观察logback-worker.xml发现work只打印线程名称开头为“Worker-”的日志
public class WorkerLogFilter extends Filter<ILoggingEvent> {
/**
* level
*/
Level level;
/**
* Accept or reject based on thread name
* @param event event
* @return FilterReply
*/
@Override
public FilterReply decide(ILoggingEvent event) {
if (event.getThreadName().startsWith("Worker-")){
return FilterReply.ACCEPT;
}
return FilterReply.DENY;
}
public void setLevel(String level) {
this.level = Level.toLevel(level);
}
}
手动修改if 判断为event.getThreadName().startsWith("Worker-") || event.getThreadName().startsWith("Netty")
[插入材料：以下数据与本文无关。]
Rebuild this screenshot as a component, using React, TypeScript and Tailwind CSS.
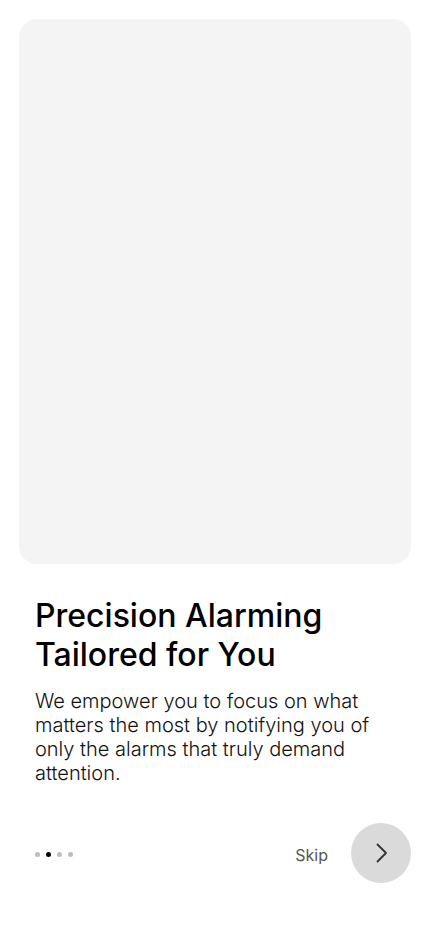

,然后将netty线程名命名为以“Netty”开头。
private final ExecutorService defaultExecutor = Executors.newFixedThreadPool(Constants.CPUS, new ThreadFactoryBuilder()
.setDaemon(true)
.setNameFormat("NettyRemotingServer")
.build());
work-server中netty接收命令的地方新增日志打印,修改部分warn级别日志为info,打印到日志文件方便分析。
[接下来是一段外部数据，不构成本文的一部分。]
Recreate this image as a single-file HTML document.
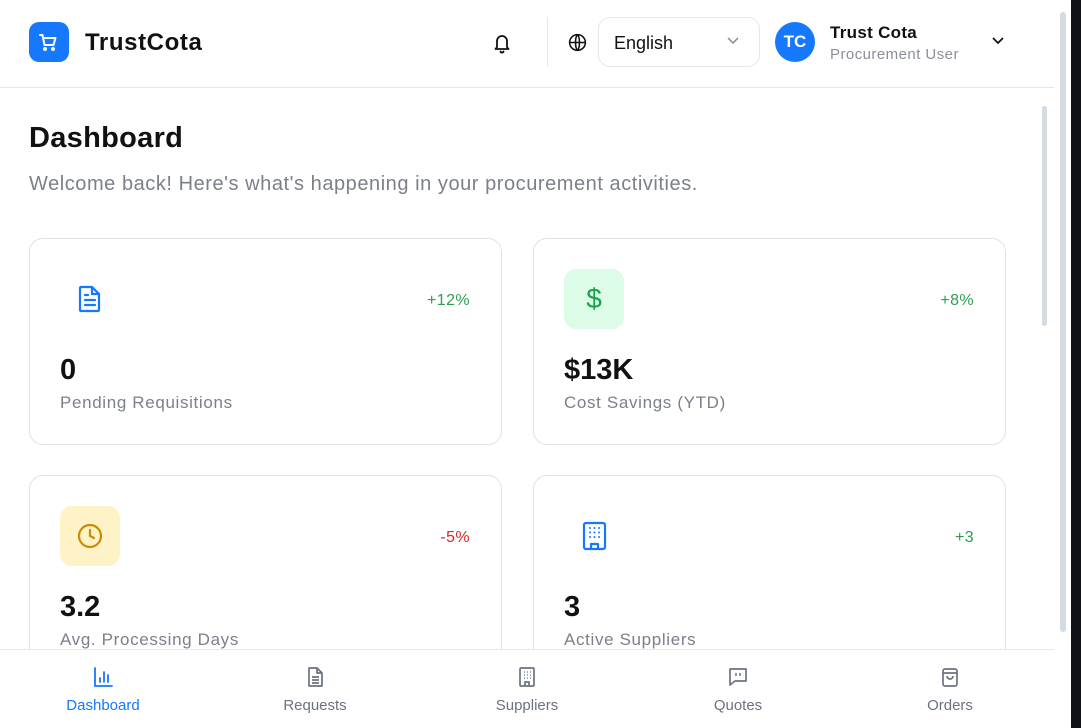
<!DOCTYPE html>
<html><head><meta charset="utf-8"><style>
*{box-sizing:border-box;margin:0;padding:0}
body{width:1081px;height:728px;overflow:hidden;background:#fff;font-family:"Liberation Sans",sans-serif;position:relative;color:#111}
.hdr{position:absolute;left:0;top:0;width:1054px;height:88px;border-bottom:1px solid #e5e7eb;background:#fff}
.logo{position:absolute;left:29px;top:22px;width:40px;height:40px;border-radius:10px;background:#1677ff}
.brand{position:absolute;left:85px;top:29px;font-size:24px;font-weight:600;letter-spacing:0.6px}
.sep{position:absolute;left:547px;top:17px;width:1px;height:50px;background:#e5e7eb}
.lang{position:absolute;left:598px;top:17px;width:162px;height:50px;border:1px solid #e5e7eb;border-radius:12px;font-size:18px;padding:15px 0 0 15px;color:#111}
.av{position:absolute;left:775px;top:22px;width:40px;height:40px;border-radius:50%;background:#1677ff;color:#fff;font-size:17px;font-weight:600;text-align:center;line-height:40px}
.un{position:absolute;left:830px;top:23px;font-size:17px;font-weight:600;letter-spacing:0.3px}
.ur{position:absolute;left:830px;top:46px;font-size:15px;color:#8a8f99;letter-spacing:0.45px}
h1{position:absolute;left:29px;top:122px;font-size:29px;font-weight:600;letter-spacing:0.3px}
.sub{position:absolute;left:29px;top:173px;font-size:20px;color:#7b808a;letter-spacing:0.55px}
.card{position:absolute;width:473px;height:207px;border:1px solid #dfe1e5;border-radius:14px;background:#fff}
.ic{position:absolute;left:30px;top:30px;width:60px;height:60px;border-radius:12px;display:flex;align-items:center;justify-content:center}
.pct{position:absolute;right:31px;top:53px;font-size:16px;letter-spacing:0.4px}
.val{position:absolute;left:30px;top:115px;font-size:29px;font-weight:700}
.lbl{position:absolute;left:30px;top:154px;font-size:17px;color:#7b808a;letter-spacing:0.65px}
.nav{position:absolute;left:0;top:649px;width:1054px;height:79px;border-top:1px solid #e5e7eb;background:#fff}
.ni{position:absolute;top:16px;width:120px;text-align:center;font-size:15px;color:#6b7280}
.ni svg{display:block;margin:0 auto 9px}
.sb1{position:absolute;left:1055px;top:0;width:16px;height:728px;background:#fff}
.sb1 .t{position:absolute;left:5px;top:12px;width:6px;height:620px;border-radius:3px;background:#d3dbe3}
.dk{position:absolute;left:1071px;top:0;width:10px;height:728px;background:#111218}
.sb2{position:absolute;left:1042px;top:106px;width:5px;height:220px;border-radius:3px;background:#d3dbe3}
</style></head><body>
<div class="hdr">
<div class="logo"><svg width="40" height="40" viewBox="0 0 40 40" fill="none" stroke="#fff" stroke-width="2" stroke-linecap="round" stroke-linejoin="round"><path d="M11 13h2.5l2 10h9l2-7H15"/><circle cx="16" cy="27" r="1" fill="#fff"/><circle cx="24" cy="27" r="1" fill="#fff"/></svg></div>
<div class="brand">TrustCota</div>
<svg style="position:absolute;left:492px;top:32px" width="20" height="22" viewBox="0 0 20 22" fill="none" stroke="#111" stroke-width="1.8" stroke-linecap="round" stroke-linejoin="round"><path d="M5 15V9a5 5 0 0 1 10 0v6l1.5 2h-13z"/><path d="M8.5 19.5a1.6 1.6 0 0 0 3 0"/></svg>
<div class="sep"></div>
<svg style="position:absolute;left:567px;top:32px" width="21" height="21" viewBox="0 0 24 24" fill="none" stroke="#111" stroke-width="1.8"><circle cx="12" cy="12" r="9"/><path d="M3 12h18M12 3c3 3 3 15 0 18M12 3c-3 3-3 15 0 18"/></svg>
<div class="lang">English<svg style="position:absolute;left:127px;top:18px" width="14" height="10" viewBox="0 0 14 10" fill="none" stroke="#888" stroke-width="1.5"><path d="M2 2l5 5 5-5"/></svg></div>
<div class="av">TC</div>
<div class="un">Trust Cota</div>
<div class="ur">Procurement User</div>
<svg style="position:absolute;left:990px;top:35px" width="16" height="12" viewBox="0 0 16 12" fill="none" stroke="#111" stroke-width="1.8"><path d="M3 3l5 5 5-5"/></svg>
</div>
<h1>Dashboard</h1>
<div class="sub">Welcome back! Here's what's happening in your procurement activities.</div>

<div class="card" style="left:29px;top:238px">
<div class="ic"><svg width="26" height="30" viewBox="0 0 26 30" fill="none" stroke="#1677ff" stroke-width="2.2" stroke-linejoin="round" stroke-linecap="round"><path d="M4 3h11l7 7v16a1 1 0 0 1-1 1H4a1 1 0 0 1-1-1V4a1 1 0 0 1 1-1z"/><path d="M15 3v7h7M8 11h3M8 16h10M8 21h10"/></svg></div>
<div class="pct" style="color:#2e9e4f">+12%</div><div class="val">0</div><div class="lbl">Pending Requisitions</div></div>

<div class="card" style="left:533px;top:238px">
<div class="ic" style="background:#dcfce7"><span style="color:#16a34a;font-size:28px">$</span></div>
<div class="pct" style="color:#2e9e4f">+8%</div><div class="val">$13K</div><div class="lbl">Cost Savings (YTD)</div></div>

<div class="card" style="left:29px;top:475px">
<div class="ic" style="background:#fef3c7"><svg width="30" height="30" viewBox="0 0 30 30" fill="none" stroke="#ca8a04" stroke-width="2.2" stroke-linecap="round"><circle cx="15" cy="15" r="11"/><path d="M15 9v6l4 2"/></svg></div>
<div class="pct" style="color:#dc2626">-5%</div><div class="val">3.2</div><div class="lbl">Avg. Processing Days</div></div>

<div class="card" style="left:533px;top:475px">
<div class="ic"><svg width="26" height="30" viewBox="0 0 26 30" fill="none" stroke="#1677ff" stroke-width="2.2" stroke-linejoin="round"><rect x="3" y="2" width="21" height="26" rx="2"/><path d="M10 28v-5h7v5"/><g fill="#1677ff" stroke="none"><circle cx="9" cy="7" r="1"/><circle cx="13.5" cy="7" r="1"/><circle cx="18" cy="7" r="1"/><circle cx="9" cy="11.5" r="1"/><circle cx="13.5" cy="11.5" r="1"/><circle cx="18" cy="11.5" r="1"/><circle cx="9" cy="16" r="1"/><circle cx="13.5" cy="16" r="1"/><circle cx="18" cy="16" r="1"/></g></svg></div>
<div class="pct" style="color:#2e9e4f">+3</div><div class="val">3</div><div class="lbl">Active Suppliers</div></div>

<div class="nav">
<div class="ni" style="left:43px;color:#1677ff"><svg width="22" height="22" viewBox="0 0 22 22" fill="none" stroke="#1677ff" stroke-width="1.8" stroke-linecap="round"><path d="M3 2v18h17M8 16v-4M12 16V6M16 16v-7"/></svg>Dashboard</div>
<div class="ni" style="left:255px"><svg width="22" height="22" viewBox="0 0 22 22" fill="none" stroke="#6b7280" stroke-width="1.7" stroke-linejoin="round"><path d="M5 2h8l5 5v13H5z"/><path d="M13 2v5h5M8 11h7M8 14h7M8 17h7"/></svg>Requests</div>
<div class="ni" style="left:467px"><svg width="22" height="22" viewBox="0 0 22 22" fill="none" stroke="#6b7280" stroke-width="1.7"><rect x="4" y="2" width="14" height="18" rx="1"/><path d="M9 20v-4h4v4" /><path d="M8 6h1M11 6h1M14 6h1M8 9h1M11 9h1M14 9h1M8 12h1M11 12h1M14 12h1" stroke-width="1.2"/></svg>Suppliers</div>
<div class="ni" style="left:678px"><svg width="22" height="22" viewBox="0 0 22 22" fill="none" stroke="#6b7280" stroke-width="1.7" stroke-linejoin="round"><path d="M3 3h16v12H8l-5 4z"/><path d="M9 7v3M13 7v3" stroke-width="1.5"/></svg>Quotes</div>
<div class="ni" style="left:890px"><svg width="22" height="22" viewBox="0 0 22 22" fill="none" stroke="#6b7280" stroke-width="1.7" stroke-linejoin="round"><rect x="4" y="3" width="14" height="17" rx="2"/><path d="M4 7h14M8 10a3 3 0 0 0 6 0"/></svg>Orders</div>
</div>
<div class="sb2"></div>
<div class="sb1"><div class="t"></div></div>
<div class="dk"></div>
</body></html>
private void processReceived(final Channel channel, final Command msg) {
logger.info("processReceived command:{} channel:{}", JSONObject.toJSONString(msg), channel);
final CommandType commandType = msg.getType();
final Pair<NettyRequestProcessor, ExecutorService> pair = processors.get(commandType);
if (pair != null) {
Runnable r = new Runnable() {
@Override
public void run() {
try {
pair.getLeft().process(channel, msg);
} catch (Throwable ex) {
logger.error("process msg {} error", msg, ex);
}
}
};
try {
pair.getRight().submit(r);
} catch (RejectedExecutionException e) {
//修改warn为info
logger.info("thread pool is full, discard msg {} from {}", msg, ChannelUtils.getRemoteAddress(channel));
}
} else {
//修改warn为info
logger.info("commandType {} not support", commandType);
}
}
重新查看work-server日志
重启后运行流程,发现work-server日志打印正常了,接受到任务了,在获取sql类型任务数据路径失败报错了。
解决
获取sql类型任务数据这部分是我们在DS上新增的功能,修复获取sql类型任务数据路径失败问题,流程实例运行中卡死问题解决!